Lake Forest is a grand survivor, a civilized take-a-number store that feels like a specialist’s waiting room – hushed, reverent, filled with customers’ anticipation. A staff of uniformed ladies with buttercream complexions speak in soothing tones and glide among the cases and shelves, boxing bundt cakes, cupcakes, tea cakes, and coffeecakes; round cakes and square cakes; cakes that are strawberry-iced, chocolate-sprinkled, nut-studded, sugar-dusted, coconut-scattered, and caramel-glazed. There are several dozen ravishing cake varieties every day (not to mention cobblestone Cheddar bread, crusty ryes, frozen Vienna tortes, and baked Alaskas); among them, of course, is gooey butter cake.

Gourmet Magazine, 1999

In 2002, the Garrets sold Lake Forest Pastry Shop to Damian Gerard, who opened a second location in South County at 5445 Telegraph Road. Gerard also added check and credit card payment options; Lake Forest had always been a cash only business.

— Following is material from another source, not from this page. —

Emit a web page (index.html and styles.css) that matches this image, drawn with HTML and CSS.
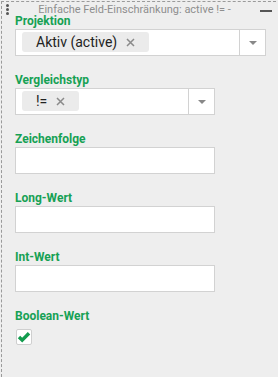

My whole thing, everything I do, is geared toward customer service and to make the customer experience better.

All I've been working on is to restore the quality of the bakery and clean it up. My plan is to build it up better than ever.

We plan to follow the population west. If you drive down Manchester Road from I-270 to Clarkson Road, there's like only one bakery. We will fix that.

By October of 2003, Lake Forest Pastry Shop had closed its doors for good.

*     *     *     *     *

In May of 2010, the Art Deco building at 7737 Clayton Road was demolished to make way for a nail salon. All that was left of Bollenmueller and Schuchardt and Binder were their recipes.